Monday, May 6, 2019
By a MetNews Staff Writer
The Fifth District Court of Appeal on Friday affirmed an attorney fee award of more than $1.8 million in a probate case in which the judge provided but a terse explanation for applying a multiplier of 1.5.
Stanislaus Superior Court Judge Timothy W. Salter merely commented:
“[T]his was not a ‘run of the mill’ probate case…but rather a very complex case, both factually and legally.”
He awarded $1,831,642.90 plus expenses in the amount of $36,340, bringing the award to $1,867,982.90.
The will contest involved the estate of Lonnie Lamont Ashlock, a multimillionaire real estate investor and convicted swindler, who died in 2013 at the age of 63.
The principal combatants in the probate case were his son, Gabriel Ashlock, and real estate broker Stacey Carlson with whom he became romantically involved in 2004 or thereabouts.
In an 88-page decision filed March 1, the Fifth District affirmed an interim decision in favor of the son.

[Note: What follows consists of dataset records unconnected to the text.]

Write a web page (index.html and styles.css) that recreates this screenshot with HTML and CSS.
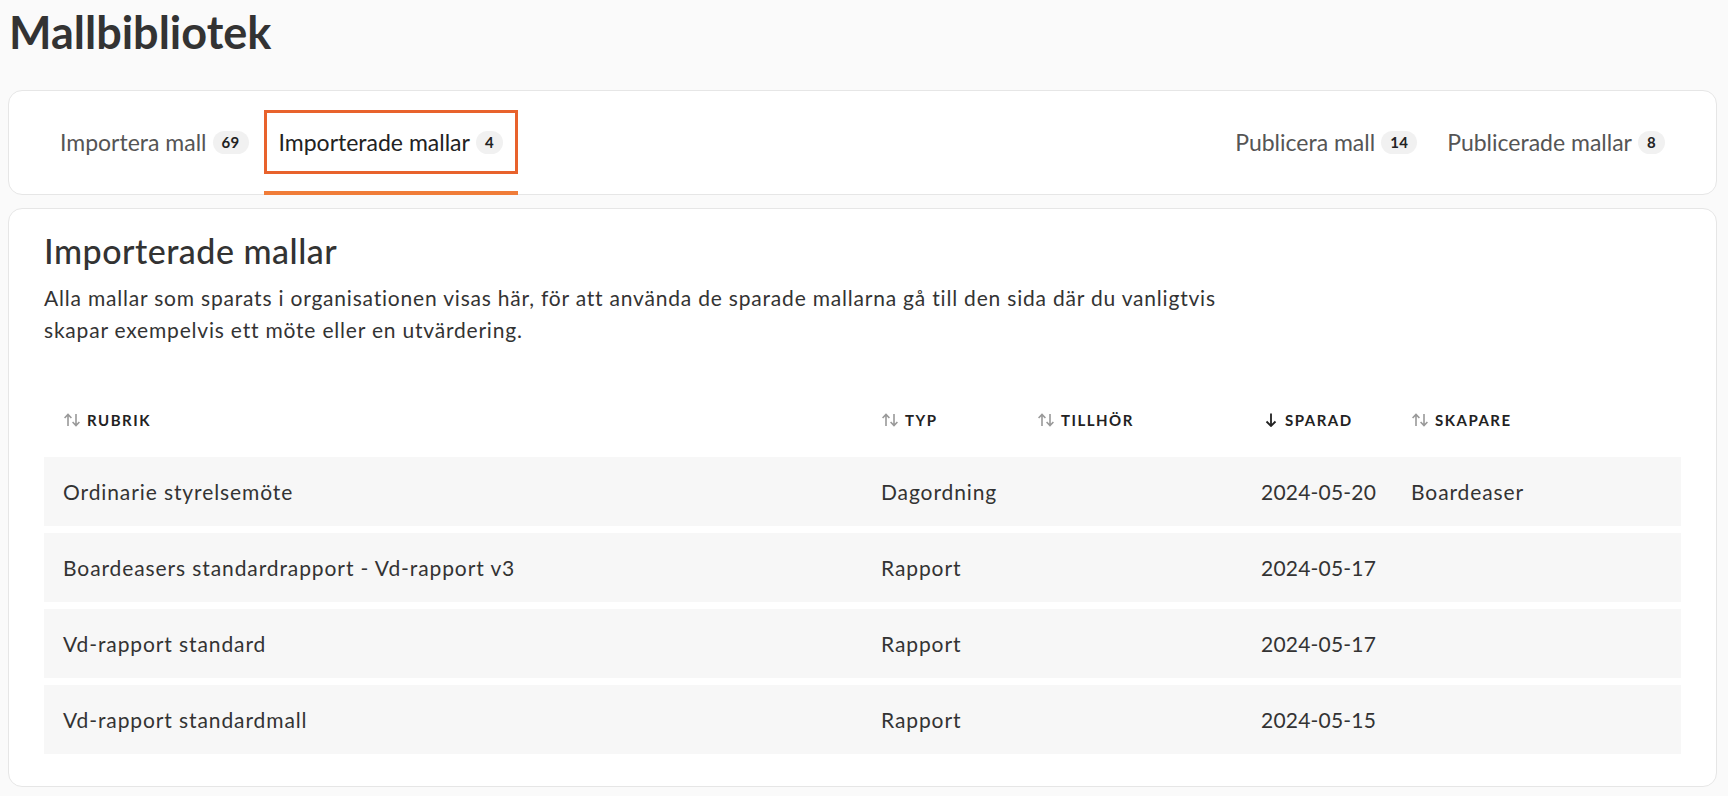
FILE: index.html
```html
<!DOCTYPE html>
<html lang="sv">
<head>
    <meta charset="UTF-8">
    <meta name="viewport" content="width=device-width, initial-scale=1.0">
    <title>Mallbibliotek</title>
    <link rel="stylesheet" href="styles.css">
</head>
<body>
    <div class="page">
        <h1 class="page-title">Mallbibliotek</h1>

        <!-- Flikar -->
        <div class="tabs-card">
            <div class="tab-group">
                <div class="tab">
                    <button class="tab-btn">Importera mall <span class="badge">69</span></button>
                </div>
                <div class="tab active">
                    <button class="tab-btn">Importerade mallar <span class="badge">4</span></button>
                </div>
            </div>
            <div class="tab-group">
                <div class="tab">
                    <button class="tab-btn">Publicera mall <span class="badge">14</span></button>
                </div>
                <div class="tab">
                    <button class="tab-btn">Publicerade mallar <span class="badge">8</span></button>
                </div>
            </div>
        </div>

        <!-- Innehåll -->
        <div class="content-card">
            <h2>Importerade mallar</h2>
            <p class="intro">Alla mallar som sparats i organisationen visas här, för att använda de sparade mallarna gå till den sida där du vanligtvis skapar exempelvis ett möte eller en utvärdering.</p>

            <table class="templates">
                <colgroup>
                    <col class="col-title">
                    <col class="col-type">
                    <col class="col-owner">
                    <col class="col-date">
                    <col>
                </colgroup>
                <thead>
                    <tr>
                        <th><span class="sort"><svg viewBox="0 0 18 14"><path d="M5 13V1.5M1.6 5 5 1.5 8.4 5M13 1v11.5M9.6 9 13 12.5 16.4 9"/></svg></span>Rubrik</th>
                        <th><span class="sort"><svg viewBox="0 0 18 14"><path d="M5 13V1.5M1.6 5 5 1.5 8.4 5M13 1v11.5M9.6 9 13 12.5 16.4 9"/></svg></span>Typ</th>
                        <th><span class="sort"><svg viewBox="0 0 18 14"><path d="M5 13V1.5M1.6 5 5 1.5 8.4 5M13 1v11.5M9.6 9 13 12.5 16.4 9"/></svg></span>Tillhör</th>
                        <th><span class="sort active"><svg viewBox="0 0 18 14"><path d="M10 0.5v12.5M5.5 8.5 10 13 14.5 8.5"/></svg></span>Sparad</th>
                        <th><span class="sort"><svg viewBox="0 0 18 14"><path d="M5 13V1.5M1.6 5 5 1.5 8.4 5M13 1v11.5M9.6 9 13 12.5 16.4 9"/></svg></span>Skapare</th>
                    </tr>
                </thead>
                <tbody>
                    <tr>
                        <td>Ordinarie styrelsemöte</td>
                        <td>Dagordning</td>
                        <td></td>
                        <td class="date">2024-05-20</td>
                        <td>Boardeaser</td>
                    </tr>
                    <tr>
                        <td>Boardeasers standardrapport - Vd-rapport v3</td>
                        <td>Rapport</td>
                        <td></td>
                        <td class="date">2024-05-17</td>
                        <td></td>
                    </tr>
                    <tr>
                        <td>Vd-rapport standard</td>
                        <td>Rapport</td>
                        <td></td>
                        <td class="date">2024-05-17</td>
                        <td></td>
                    </tr>
                    <tr>
                        <td>Vd-rapport standardmall</td>
                        <td>Rapport</td>
                        <td></td>
                        <td class="date">2024-05-15</td>
                        <td></td>
                    </tr>
                </tbody>
            </table>
        </div>
    </div>
</body>
</html>
```

FILE: styles.css
```css
body {
    font-family: Lato, "Open Sans", Arial, sans-serif;
    background-color: #fafafa;
    color: #333;
    margin: 0;
    padding: 0;
}
.page {
    margin: 0 11px 0 8px;
}
.page-title {
    font-size: 45px;
    font-weight: 700;
    line-height: 54px;
    margin: 5px 0 31px 1px;
    color: #333;
}

/* Flikar */
.tabs-card {
    display: flex;
    justify-content: space-between;
    background-color: #fff;
    border: 1px solid #e6e6e6;
    border-radius: 14px;
    padding: 19px 36px 0 36px;
}
.tab-group {
    display: flex;
}
.tab {
    padding-bottom: 17px;
    border-bottom: 4px solid transparent;
    margin-bottom: -1px;
}
.tab.active {
    border-bottom-color: #f07c38;
}
.tab-btn {
    display: flex;
    align-items: center;
    height: 64px;
    padding: 0 12px;
    border: 3px solid transparent;
    background: none;
    font-family: inherit;
    font-size: 23px;
    color: #555;
    cursor: pointer;
}
.tab.active .tab-btn {
    border-color: #e8622c;
    color: #222;
}
.badge {
    display: inline-block;
    margin-left: 6px;
    padding: 0 9px;
    height: 23px;
    line-height: 23px;
    border-radius: 12px;
    background-color: #f1f1f1;
    color: #222;
    font-size: 15px;
    font-weight: 700;
    letter-spacing: 0.3px;
}

/* Innehåll */
.content-card {
    margin-top: 13px;
    background-color: #fff;
    border: 1px solid #e6e6e6;
    border-radius: 14px;
    padding: 22px 35px 25px 35px;
}
.content-card h2 {
    font-size: 34px;
    font-weight: 500;
    line-height: 40px;
    letter-spacing: 0.5px;
    margin: 0 0 11px 0;
    color: #333;
}
.intro {
    font-size: 21px;
    line-height: 32px;
    letter-spacing: 0.8px;
    max-width: 1200px;
    margin: 0 0 37px 0;
}

/* Tabell */
.templates {
    width: 100%;
    table-layout: fixed;
    border-collapse: separate;
    border-spacing: 0 7px;
}
.col-title { width: 818px; }
.col-type { width: 156px; }
.col-owner { width: 224px; }
.col-date { width: 150px; }
.templates th {
    text-align: left;
    padding: 20px 0 20px 19px;
    font-size: 15px;
    line-height: 20px;
    font-weight: 700;
    letter-spacing: 1.5px;
    text-transform: uppercase;
    color: #222;
}
.sort {
    display: inline-block;
    width: 18px;
    height: 14px;
    margin-right: 6px;
    vertical-align: -1px;
}
.sort svg {
    display: block;
    width: 18px;
    height: 14px;
    fill: none;
    stroke: #999;
    stroke-width: 1.6;
}
.sort.active svg {
    stroke: #222;
    stroke-width: 1.8;
}
.templates td {
    background-color: #f7f7f7;
    height: 69px;
    padding: 0 0 0 19px;
    font-size: 21px;
    letter-spacing: 0.9px;
    color: #333;
    white-space: nowrap;
}
.templates td.date {
    letter-spacing: 0.2px;
}
```
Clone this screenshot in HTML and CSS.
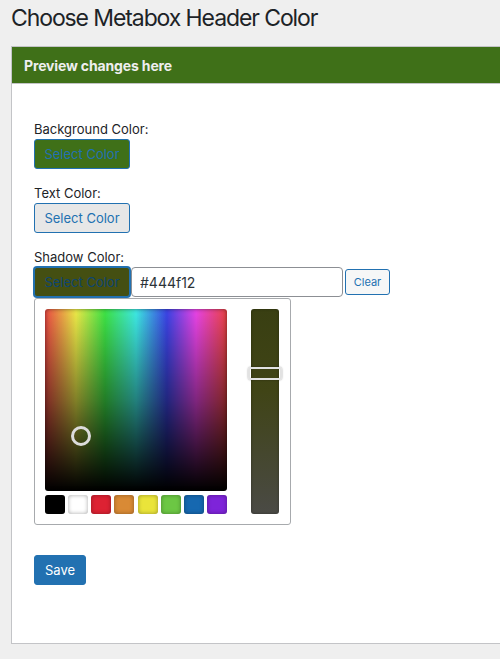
FILE: index.html
```html
<!DOCTYPE html>
<html lang="en">
<head>
<meta charset="utf-8">
<title>Choose Metabox Header Color</title>
<link rel="stylesheet" href="styles.css">
</head>
<body>
<h1 class="page-title">Choose Metabox Header Color</h1>
<div class="postbox">
  <div class="postbox-header">Preview changes here</div>
  <div class="postbox-inside">
    <div class="field">
      <label class="field-label">Background Color:</label>
      <button class="color-btn color-btn--bg" type="button">Select Color</button>
    </div>
    <div class="field">
      <label class="field-label">Text Color:</label>
      <button class="color-btn color-btn--text" type="button">Select Color</button>
    </div>
    <div class="field">
      <label class="field-label">Shadow Color:</label>
      <div class="picker-row">
        <button class="color-btn color-btn--shadow" type="button">Select Color</button>
        <input class="hex-input" type="text" value="#444f12">
        <button class="clear-btn" type="button">Clear</button>
      </div>
      <div class="iris">
        <div class="iris-left">
          <div class="iris-square">
            <span class="iris-square-handle"></span>
          </div>
          <div class="iris-palette">
            <span class="swatch swatch--black"></span>
            <span class="swatch swatch--white"></span>
            <span class="swatch swatch--red"></span>
            <span class="swatch swatch--orange"></span>
            <span class="swatch swatch--yellow"></span>
            <span class="swatch swatch--green"></span>
            <span class="swatch swatch--blue"></span>
            <span class="swatch swatch--purple"></span>
          </div>
        </div>
        <div class="iris-slider">
          <span class="iris-slider-handle"></span>
        </div>
      </div>
    </div>
    <button class="save-btn" type="button">Save</button>
  </div>
</div>
</body>
</html>
```
FILE: styles.css
```css
html, body {
  margin: 0;
  padding: 0;
}
body {
  background: #efefef;
  font-family: Inter, "Noto Sans", sans-serif;
  font-size: 13px;
  color: #1d2327;
}
.page-title {
  margin: 0;
  padding: 4px 0 0 11px;
  font-size: 23px;
  font-weight: 400;
  line-height: 29px;
  letter-spacing: -1.1px;
  color: #1d2327;
}
.postbox {
  margin: 13px 0 0 11px;
  border: 1px solid #c3c4c7;
  border-right: 0;
  background: #fff;
}
.postbox-header {
  height: 37px;
  box-sizing: border-box;
  padding-left: 12px;
  display: flex;
  align-items: center;
  background: #3f7018;
  color: #eeeeee;
  font-weight: 700;
  font-size: 14px;
  letter-spacing: -0.15px;
  border-bottom: 1px solid #c3c4c7;
}
.postbox-inside {
  padding: 36px 0 58px 22px;
}
.field {
  margin-bottom: 15px;
}
.field-label {
  display: block;
  line-height: 18px;
  margin-bottom: 1px;
  color: #1d2327;
}
.color-btn {
  box-sizing: border-box;
  width: 96px;
  height: 30px;
  padding: 0;
  border: 1px solid #2271b1;
  border-radius: 3px;
  font-family: inherit;
  font-size: 13px;
  color: #2271b1;
  display: block;
}
.color-btn--bg {
  background: #3f7018;
}
.color-btn--text {
  background: #e7e7e7;
}
.color-btn--shadow {
  background: #444f12;
  color: #0e4672;
  box-shadow: 0 0 0 1px #2271b1;
}
.picker-row {
  display: flex;
  align-items: center;
  gap: 1px;
  height: 30px;
}
.hex-input {
  box-sizing: border-box;
  width: 212px;
  height: 30px;
  margin: 0;
  padding: 0 8px;
  border: 1px solid #8c8f94;
  border-radius: 4px;
  font-family: inherit;
  font-size: 14px;
  color: #2c3338;
  background: #fff;
}
.clear-btn {
  box-sizing: border-box;
  margin-left: 1px;
  height: 26px;
  width: 45px;
  padding: 0;
  border: 1px solid #2271b1;
  border-radius: 3px;
  background: #f6f7f7;
  color: #2271b1;
  font-family: inherit;
  font-size: 11px;
}
.iris {
  box-sizing: border-box;
  width: 257px;
  margin-top: 1px;
  padding: 10px 11px 10px 10px;
  border: 1px solid #a7aaad;
  border-radius: 3px;
  display: flex;
  justify-content: space-between;
  background: #fff;
}
.iris-left {
  width: 182px;
}
.iris-square {
  position: relative;
  height: 182px;
  border-radius: 3px;
  background:
    linear-gradient(to bottom, rgba(0,0,0,0) 0%, rgba(0,0,0,0.45) 50%, #000 100%),
    linear-gradient(to right, #ec4a44 0%, #ecea48 17%, #3ee446 33%, #3eeae4 50%, #3c44e6 67%, #e844e6 83%, #ec4444 100%);
  box-shadow: inset 0 0 4px rgba(0,0,0,0.5);
}
.iris-square-handle {
  position: absolute;
  left: 26px;
  top: 117px;
  width: 20px;
  height: 20px;
  box-sizing: border-box;
  border: 3px solid #dcdcdc;
  border-radius: 50%;
}
.iris-palette {
  margin-top: 4px;
  display: flex;
  justify-content: space-between;
}
.swatch {
  width: 20px;
  height: 19px;
  border-radius: 3px;
  box-shadow: inset 0 0 4px rgba(0,0,0,0.35);
}
.swatch--black { background: #000; }
.swatch--white { background: #fff; }
.swatch--red { background: #dd2233; }
.swatch--orange { background: #d98a35; }
.swatch--yellow { background: #eae43a; }
.swatch--green { background: #6cc744; }
.swatch--blue { background: #1668b0; }
.swatch--purple { background: #7e24d9; }
.iris-slider {
  position: relative;
  width: 28px;
  height: 205px;
  border-radius: 3px;
  background: linear-gradient(to bottom, #393f12 0%, #404416 40%, #4a4a45 100%);
  box-shadow: inset 0 0 3px rgba(0,0,0,0.35);
}
.iris-slider-handle {
  position: absolute;
  left: -3px;
  top: 58px;
  width: 34px;
  height: 13px;
  box-sizing: border-box;
  border: 2px solid #e2e2e2;
  border-radius: 3px;
  box-shadow: 0 0 2px rgba(0,0,0,0.4);
}
.save-btn {
  display: block;
  box-sizing: border-box;
  margin-top: 30px;
  height: 30px;
  padding: 0 10px;
  border: 1px solid #2271b1;
  border-radius: 3px;
  background: #2271b1;
  color: #fff;
  font-family: inherit;
  font-size: 13px;
}
```
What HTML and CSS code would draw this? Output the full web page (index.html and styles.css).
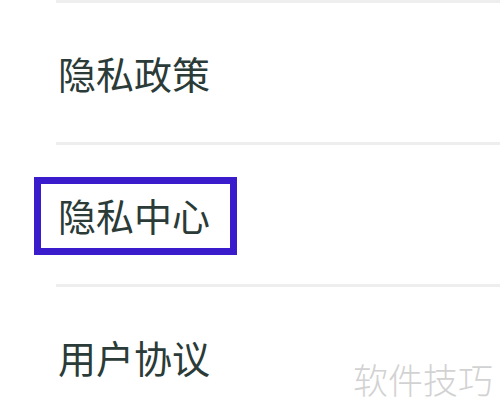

Agreeing with Salter’s assessment of the legal work done in the case, Acting Presiding Justice Rosendo Peña Jr. wrote, in Friday’s unpublished opinion:
“The will contest and trust petition were multifaceted. With millions of dollars at stake, Gabriel understandably presented every possible theory to support his claims. Stacey and her attorney fought him at every turn, injecting unusual (and likely unforeseeable) issues into the case….Given the objective complexity and hard-fought nature of the litigation, the trial court’s decision to apply a 1.5 multiplier is unremarkable, and we are by no means convinced it was clearly wrong.”
The case is Estate of Ashlock, F076941.